Foodstuffs prices at some major markets in Accra are expected to stabilise by end of January as customers are still recovering from expenditures incurred during the Christmas.
A weekly market survey conducted by the Ghana News Agency at some markets revealed that prices of most staple food such as yam, cassava, plantain, onions, tomatoes, corn and cassava dough, maize, beans, rice, gari, among others are experiencing price instability.
At the Kantamanto Market GNA observed that, three tubers of yam which used to be sold at GHC10.00 is now GHC20. 00; a bunch of plantain which used to be sold at GHC18.00 now goes for GHC25.00.
The prices of beans has dropped from GHC180.00 per bag to GHC170.00, groundnut paste prices has also decreasedds marginally from GHC7.00 per tin to GHC6.50.
At the CMB market Madam Akua Afriyie a plantain seller told the GNA, that plantain is currently cheaper because it is in season however prices varies. A bunch of plantain which was sold between GHC12.00 and GHC15.00 is now sold for GHC5.00.
Three medium size tubers of ‘Puna’ yam is sold at GHC12.00 and four medium size tubers of ‘Araba’ yam is sold at GHC10.00; while a paint bucket corn dough is sold at GHC15.00 instead of GHc20.
Maa Yaa Kodjo a Garden Eggs seller stated; “I have been in this business for four years but the market trend has changed, a sack of garden eggs which was sold at GHC40.00 is now GHC60.00, but these prices will fall soon when in season”.
At the Agbogbloshi market, Madam Deide Mensah known as ‘one dollar’ and Madam Janet Ofori, tomatoes traders told the GNA that the price of the tomatoes have dropped from GHC450.00 to GHC400.00 a box.
A sack of onion goes for GHC400.00 and seven pieces being sold for GHC5.00; 100 tubers of yam (pona) goes for GHC550.00, a big size tuber at GHC6.00 and three tubers (small sizes) went for GHC10.00.
A sack of cassava is sold between GHC40.00 and GHC100.00, depending on the sizes, with four pieces (big sizes) and four tubers (small sizes) sold at GHC5.00 and GHC2.00 respectively.
A bunch of ‘apem’ and ‘apentu” were priced at GHC10.00 each; cereals and grains such as beans, maize, millet, rice and sorghum had also witnessed some fluctuations in their prices in recent days, according Mrs. Fusena Alhassan, Mrs. Beauty Barusu and Madam Christiana Ofosu.

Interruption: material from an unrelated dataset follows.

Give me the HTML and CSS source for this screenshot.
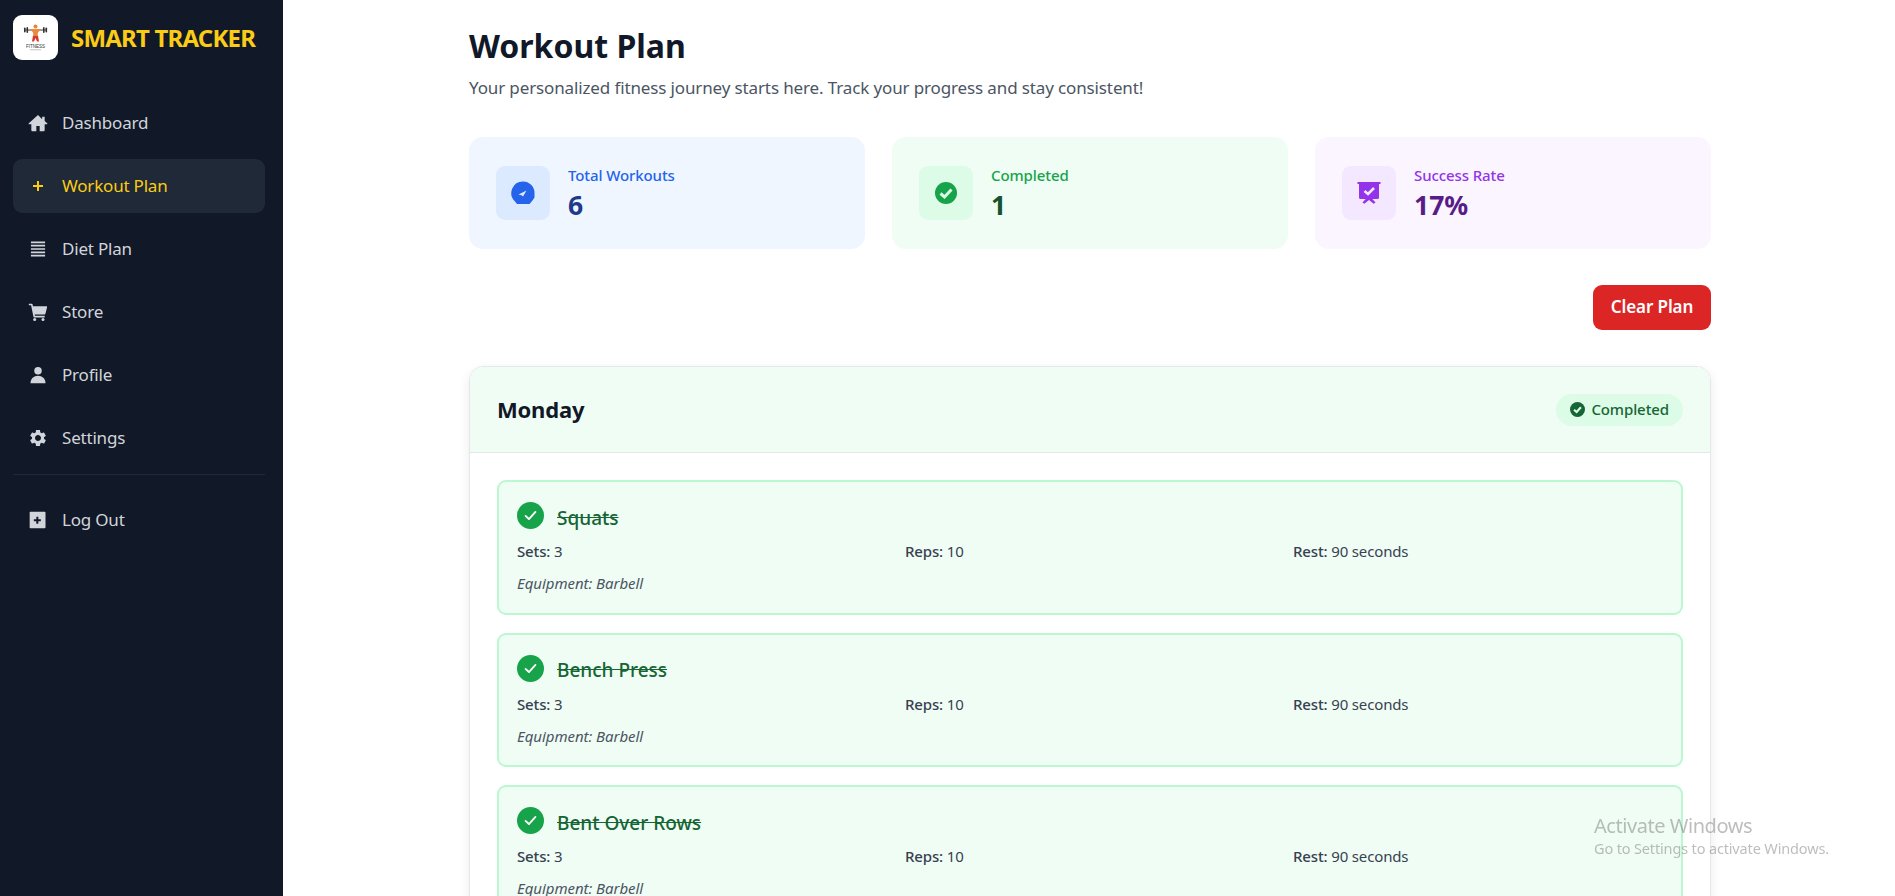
FILE: index.html
```html
<!DOCTYPE html>
<html lang="en">
<head>
  <meta charset="UTF-8">
  <meta name="viewport" content="width=device-width, initial-scale=1.0">
  <title>Smart Tracker - Workout Plan</title>
  <link rel="stylesheet" href="styles.css">
</head>
<body>
  <aside class="sidebar">
    <div class="brand">
      <div class="brand-logo">
        <svg viewBox="0 0 45 45" width="45" height="45">
          <rect x="11" y="14.500" width="23" height="1" fill="#444"/>
          <rect x="11" y="12.500" width="1.600" height="5" rx=".8" fill="#333"/>
          <rect x="13.500" y="12" width="1.600" height="6" rx=".8" fill="#333"/>
          <rect x="30" y="12" width="1.600" height="6" rx=".8" fill="#333"/>
          <rect x="32.500" y="12.500" width="1.600" height="5" rx=".8" fill="#333"/>
          <circle cx="22.500" cy="11.500" r="2" fill="#e8853a"/>
          <path d="M17 14h11l-3 3.500-.4 3h-4.200l-.4-3z" fill="#ec8b3c"/>
          <path d="M20 20.500h5l1 6h-2l-1.500-3.500-1.500 3.500h-2z" fill="#d9392b"/>
          <text x="22.500" y="33" text-anchor="middle" class="logo-text">FITNESS</text>
          <rect x="17" y="34.500" width="11" height="0.700" fill="#aaa"/>
        </svg>
      </div>
      <span class="brand-name">SMART TRACKER</span>
    </div>

    <nav class="nav">
      <a class="nav-item" href="#">
        <svg class="nav-icon" viewBox="0 0 24 24"><path fill="currentColor" d="M12 2.500 1 12.300c-.5.500-.2 1.200.5 1.200H4v7c0 .8.600 1.500 1.400 1.500H10v-6.500h4V22h4.600c.8 0 1.400-.7 1.400-1.500v-7h2.500c.7 0 1-.7.500-1.200l-3-2.700V4.500h-3v2.900z"/></svg>
        Dashboard
      </a>
      <a class="nav-item active" href="#">
        <svg class="nav-icon" viewBox="0 0 24 24"><path fill="none" stroke="currentColor" stroke-width="2.400" d="M12 6v12M6 12h12"/></svg>
        Workout Plan
      </a>
      <a class="nav-item" href="#">
        <svg class="nav-icon" viewBox="0 0 24 24"><path fill="none" stroke="currentColor" stroke-width="2" d="M3.500 4h17M3.500 8h17M3.500 12h17M3.500 16h17M3.500 20h17"/></svg>
        Diet Plan
      </a>
      <a class="nav-item" href="#">
        <svg class="nav-icon" viewBox="0 0 24 24"><path fill="currentColor" d="M1 2h3.500c.5 0 .9.300 1 .8L5.900 5H22c.6 0 1 .6.900 1.200l-2 8c-.1.500-.5.800-1 .8H8l.3 1.500H20v2H7.500c-.5 0-.9-.3-1-.8L3.700 4H1z"/><circle cx="8" cy="21" r="1.800" fill="currentColor"/><circle cx="18" cy="21" r="1.800" fill="currentColor"/></svg>
        Store
      </a>
      <a class="nav-item" href="#">
        <svg class="nav-icon" viewBox="0 0 24 24"><circle cx="12" cy="7" r="4.500" fill="currentColor"/><path fill="currentColor" d="M3 22c0-5.500 4-9 9-9s9 3.500 9 9z"/></svg>
        Profile
      </a>
      <a class="nav-item" href="#">
        <svg class="nav-icon" viewBox="0 0 24 24"><path fill="currentColor" fill-rule="evenodd" d="M19.140 12.940c.04-.3.06-.61.06-.94 0-.32-.02-.64-.07-.94l2.030-1.580c.18-.14.23-.41.12-.61l-1.920-3.320c-.12-.22-.37-.29-.59-.22l-2.390.96c-.5-.38-1.030-.7-1.620-.94l-.36-2.540c-.04-.24-.24-.41-.48-.41h-3.840c-.24 0-.43.17-.47.41l-.36 2.540c-.59.24-1.130.57-1.620.94l-2.390-.96c-.22-.08-.47 0-.59.22L2.740 8.870c-.12.21-.08.47.12.61l2.030 1.580c-.05.3-.09.63-.09.94s.02.64.07.94l-2.030 1.580c-.18.14-.23.41-.12.61l1.920 3.320c.12.22.37.29.59.22l2.390-.96c.5.38 1.030.7 1.620.94l.36 2.540c.05.24.24.41.48.41h3.840c.24 0 .44-.17.47-.41l.36-2.540c.59-.24 1.130-.56 1.620-.94l2.390.96c.22.08.47 0 .59-.22l1.920-3.320c.12-.22.07-.47-.12-.61l-2.010-1.580zM12 15.600c-1.980 0-3.600-1.620-3.600-3.600s1.620-3.600 3.600-3.600 3.600 1.620 3.600 3.600-1.620 3.600-3.600 3.600z"/></svg>
        Settings
      </a>
      <div class="nav-divider"></div>
      <a class="nav-item" href="#">
        <svg class="nav-icon" viewBox="0 0 24 24"><path fill="currentColor" fill-rule="evenodd" d="M3 2h17a1 1 0 0 1 1 1v18a1 1 0 0 1-1 1H3a1 1 0 0 1-1-1V3a1 1 0 0 1 1-1zm7 6v3H7v2.400h3v3h2.400v-3h3V11h-3V8z"/></svg>
        Log Out
      </a>
    </nav>
  </aside>

  <main class="main">
    <div class="content">
      <h1>Workout Plan</h1>
      <p class="subtitle">Your personalized fitness journey starts here. Track your progress and stay consistent!</p>

      <section class="stats">
        <div class="stat stat-blue">
          <div class="stat-icon">
            <svg viewBox="0 0 24 24" width="24" height="24"><path fill="#2563eb" d="M12 .5A11.500 11.500 0 0 1 23.500 12v4.500l-2 3-3 3.500H6l-2.200-2.800A11.500 11.500 0 0 1 12 .5z"/><path fill="#dbeafe" d="M7.500 13.500 15.500 9.500 12 15.500l-1.500-1.300z"/></svg>
          </div>
          <div>
            <div class="stat-label">Total Workouts</div>
            <div class="stat-value">6</div>
          </div>
        </div>
        <div class="stat stat-green">
          <div class="stat-icon">
            <svg viewBox="0 0 24 24" width="24" height="24"><circle cx="12" cy="12" r="11" fill="#16a34a"/><path fill="none" stroke="#dcfce7" stroke-width="3" d="m6.500 12.500 4 3.500 7-7.500"/></svg>
          </div>
          <div>
            <div class="stat-label">Completed</div>
            <div class="stat-value">1</div>
          </div>
        </div>
        <div class="stat stat-purple">
          <div class="stat-icon">
            <svg viewBox="0 0 24 24" width="24" height="24"><path fill="#9333ea" d="M.5 1h23v2h-1.500v13.500a1.500 1.500 0 0 1-1.500 1.500h-17A1.500 1.500 0 0 1 2 16.500V3H.5z"/><path fill="#9333ea" d="M9.500 17l-4 4.500 1.800 1.200L12 19l4.700 3.700 1.800-1.200-4-4.500z"/><path fill="none" stroke="#f3e8ff" stroke-width="2.600" d="m7.500 10 3.500 3 6-6"/></svg>
          </div>
          <div>
            <div class="stat-label">Success Rate</div>
            <div class="stat-value">17%</div>
          </div>
        </div>
      </section>

      <div class="actions">
        <button class="clear-btn" type="button">Clear Plan</button>
      </div>

      <section class="day-card">
        <header class="day-header">
          <h2>Monday</h2>
          <span class="badge">
            <svg viewBox="0 0 24 24" width="15" height="15"><circle cx="12" cy="12" r="12" fill="#166534"/><path fill="none" stroke="#dcfce7" stroke-width="3.400" d="m6.500 12.500 4 3.500 7-7.500"/></svg>
            Completed
          </span>
        </header>
        <div class="day-body">
          <div class="exercise">
            <div class="exercise-title">
              <span class="check"><svg viewBox="0 0 24 24" width="17" height="17"><path fill="none" stroke="#fff" stroke-width="2.600" stroke-linecap="round" stroke-linejoin="round" d="m5 12.500 4.800 4.500L19 7"/></svg></span>
              <span class="exercise-name">Squats</span>
            </div>
            <div class="exercise-meta">
              <span><b>Sets:</b> 3</span>
              <span><b>Reps:</b> 10</span>
              <span><b>Rest:</b> 90 seconds</span>
            </div>
            <div class="equipment">Equipment: Barbell</div>
          </div>
          <div class="exercise">
            <div class="exercise-title">
              <span class="check"><svg viewBox="0 0 24 24" width="17" height="17"><path fill="none" stroke="#fff" stroke-width="2.600" stroke-linecap="round" stroke-linejoin="round" d="m5 12.500 4.800 4.500L19 7"/></svg></span>
              <span class="exercise-name">Bench Press</span>
            </div>
            <div class="exercise-meta">
              <span><b>Sets:</b> 3</span>
              <span><b>Reps:</b> 10</span>
              <span><b>Rest:</b> 90 seconds</span>
            </div>
            <div class="equipment">Equipment: Barbell</div>
          </div>
          <div class="exercise">
            <div class="exercise-title">
              <span class="check"><svg viewBox="0 0 24 24" width="17" height="17"><path fill="none" stroke="#fff" stroke-width="2.600" stroke-linecap="round" stroke-linejoin="round" d="m5 12.500 4.800 4.500L19 7"/></svg></span>
              <span class="exercise-name">Bent Over Rows</span>
            </div>
            <div class="exercise-meta">
              <span><b>Sets:</b> 3</span>
              <span><b>Reps:</b> 10</span>
              <span><b>Rest:</b> 90 seconds</span>
            </div>
            <div class="equipment">Equipment: Barbell</div>
          </div>
        </div>
      </section>
    </div>
  </main>

  <div class="watermark">
    <div class="watermark-title">Activate Windows</div>
    <div class="watermark-sub">Go to Settings to activate Windows.</div>
  </div>
</body>
</html>
```

FILE: styles.css
```css
* {
  box-sizing: border-box;
}
html, body {
  height: 100%;
}
body {
  margin: 0;
  display: flex;
  overflow: hidden;
  background: #fff;
  color: #111827;
  font-family: "Noto Sans", "Open Sans", sans-serif;
}

/* sidebar */
.sidebar {
  width: 283px;
  flex-shrink: 0;
  height: 100%;
  background: #111827;
  padding: 15px 18px 0 13px;
}
.brand {
  display: flex;
  align-items: center;
  gap: 13px;
}
.brand-logo {
  width: 45px;
  height: 45px;
  background: #fff;
  border-radius: 9px;
  overflow: hidden;
}
.logo-text {
  font-family: "Liberation Sans", sans-serif;
  font-size: 4.500px;
  fill: #333;
}
.brand-name {
  margin-bottom: 1px;
  color: #facc15;
  font-size: 24px;
  font-weight: 700;
  letter-spacing: -0.8px;
  white-space: nowrap;
}
.nav {
  margin-top: 36px;
}
.nav-item {
  display: flex;
  align-items: center;
  gap: 14px;
  height: 54px;
  margin-bottom: 9px;
  padding: 0 16px 1px 15px;
  border-radius: 9px;
  color: #d1d5db;
  font-size: 17px;
  letter-spacing: -0.2px;
  text-decoration: none;
}
.nav-item.active {
  background: #1f2937;
  color: #facc15;
}
.nav-icon {
  width: 20px;
  height: 20px;
  flex-shrink: 0;
}
.nav-divider {
  height: 1px;
  background: #1f2937;
  margin: 8px 0 18px;
}

/* main area */
.main {
  flex: 1;
  min-width: 0;
  padding-left: 186px;
}
.content {
  width: 1242px;
  padding-top: 24px;
}
h1 {
  margin: 0;
  font-size: 32px;
  line-height: 44px;
  font-weight: 700;
}
.subtitle {
  margin: 8px 0 0;
  color: #4b5563;
  font-size: 17px;
  line-height: 24px;
  letter-spacing: -0.13px;
}
.stats {
  display: grid;
  grid-template-columns: repeat(3, 1fr);
  gap: 27px;
  margin-top: 37px;
}
.stat {
  display: flex;
  align-items: center;
  gap: 18px;
  height: 112px;
  padding: 0 27px;
  border-radius: 14px;
}
.stat-icon {
  display: flex;
  align-items: center;
  justify-content: center;
  width: 54px;
  height: 54px;
  border-radius: 9px;
}
.stat-label {
  font-size: 15px;
  line-height: 20px;
  font-weight: 500;
  letter-spacing: -0.1px;
}
.stat-value {
  margin-top: 3px;
  font-size: 26.500px;
  line-height: 34px;
  font-weight: 700;
}
.stat-blue { background: #eff6ff; }
.stat-blue .stat-icon { background: #dbeafe; }
.stat-blue .stat-label { color: #2563eb; }
.stat-blue .stat-value { color: #1e3a8a; }
.stat-green { background: #f0fdf4; }
.stat-green .stat-icon { background: #dcfce7; }
.stat-green .stat-label { color: #16a34a; }
.stat-green .stat-value { color: #14532d; }
.stat-purple { background: #faf5ff; }
.stat-purple .stat-icon { background: #f3e8ff; }
.stat-purple .stat-label { color: #9333ea; }
.stat-purple .stat-value { color: #581c87; }

.actions {
  display: flex;
  justify-content: flex-end;
  margin-top: 36px;
}
.clear-btn {
  height: 45px;
  width: 118px;
  padding: 0 0 2px;
  border: none;
  border-radius: 9px;
  background: #dc2626;
  color: #fff;
  font-family: inherit;
  font-size: 17px;
  font-weight: 600;
  letter-spacing: -0.1px;
}

/* day card */
.day-card {
  margin-top: 36px;
  border: 1px solid #e5e7eb;
  border-radius: 14px;
  box-shadow: 0 4px 12px rgba(0,0,0,0.08);
  overflow: hidden;
}
.day-header {
  display: flex;
  align-items: center;
  justify-content: space-between;
  height: 86px;
  padding: 0 27px;
  background: #f0fdf4;
  border-bottom: 1px solid #e5e7eb;
}
h2 {
  margin: 0 0 2px;
  font-size: 22px;
  font-weight: 700;
  letter-spacing: -0.2px;
}
.badge {
  display: flex;
  align-items: center;
  gap: 6px;
  height: 32px;
  padding: 0 14px 1px;
  border-radius: 16px;
  background: #dcfce7;
  color: #166534;
  font-size: 15px;
  font-weight: 500;
  letter-spacing: -0.1px;
}
.day-body {
  display: flex;
  flex-direction: column;
  gap: 18px;
  padding: 27px 27px 0;
}
.exercise {
  height: 134.500px;
  padding: 20px 18px 0;
  background: #f0fdf4;
  border: 2px solid #bbf7d0;
  border-radius: 9px;
}
.exercise-title {
  display: flex;
  align-items: center;
  gap: 13px;
  height: 27px;
}
.check {
  display: flex;
  align-items: center;
  justify-content: center;
  width: 27px;
  height: 27px;
  border-radius: 50%;
  background: #16a34a;
}
.exercise-name {
  margin-top: 4px;
  color: #166534;
  font-size: 19px;
  font-weight: 500;
  text-decoration: line-through;
}
.exercise-meta {
  display: grid;
  grid-template-columns: repeat(3, 1fr);
  gap: 18px;
  margin-top: 11px;
  color: #374151;
  font-size: 15px;
  line-height: 22px;
  letter-spacing: -0.15px;
}
.exercise-meta b {
  font-weight: 500;
}
.equipment {
  margin-top: 10px;
  color: #4b5563;
  font-size: 15px;
  line-height: 22px;
  font-style: italic;
  letter-spacing: -0.05px;
}

/* windows activation notice lies over the page */
.watermark {
  position: fixed;
  left: 1594px;
  top: 812px;
  color: rgba(90, 90, 90, 0.4);
  pointer-events: none;
  white-space: nowrap;
}
.watermark-title {
  font-size: 20px;
  line-height: 27px;
  letter-spacing: -0.45px;
}
.watermark-sub {
  font-size: 14.500px;
  line-height: 18px;
  letter-spacing: -0.15px;
}
```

A sack of beans was sold between GHC700.00 and GHC750.00 while an ‘olonka’ went for GHC3.00, a sack of sorghum and millet is between GHC350.00 and GHC400.00. An ‘olonka’ of sorghum and millet was pegged at GHC8.00.
An ‘olonka’ of maize (yellow corn) was sold at GHC6.00 and GHC5.00 for the ‘aburo Ghana’; a sack sold between GHC230.00 and GHC250.00; A 5kg bag of perfumed rice was pegged at GHC25.00 for the low in quality which the high quality sold between Ghc35 to GHc56.00.
A sack of Gari went for GHC300.00; and ‘olonka’ for GHC5.00 whilst Groundnut went for GHC500.00 for the small sack and GHC800.00 for the big sack with the groundnut paste sold for GHC40.00 per ‘olonka’ and a small paint rubber of corn dough went for GHC10.00.
At the Adabraka Market GNA observed that a sack of onion which was sold at GHC700.00 now goes for GHC550.00; Olonka of beans was pegged at GHC10.00; a bucket of Tomatoes at GHC20.00; a sack of Cassava was sold between GHC100.00 and GHC120.00 whilst three or four tubers is sold between GHC2.00 and GHC5.00.
At the Madina Market, Madam Akosua Nyamekye a trader told the GNA that prices have been unstable after the Christmas festivities.
Other markets visited includes; the Tudu, Tema Station, Dansoman, Odorkor, Achimota, Nungua, Tuesday Market, Kaneshie, Kantamanto, Makola, and CMB.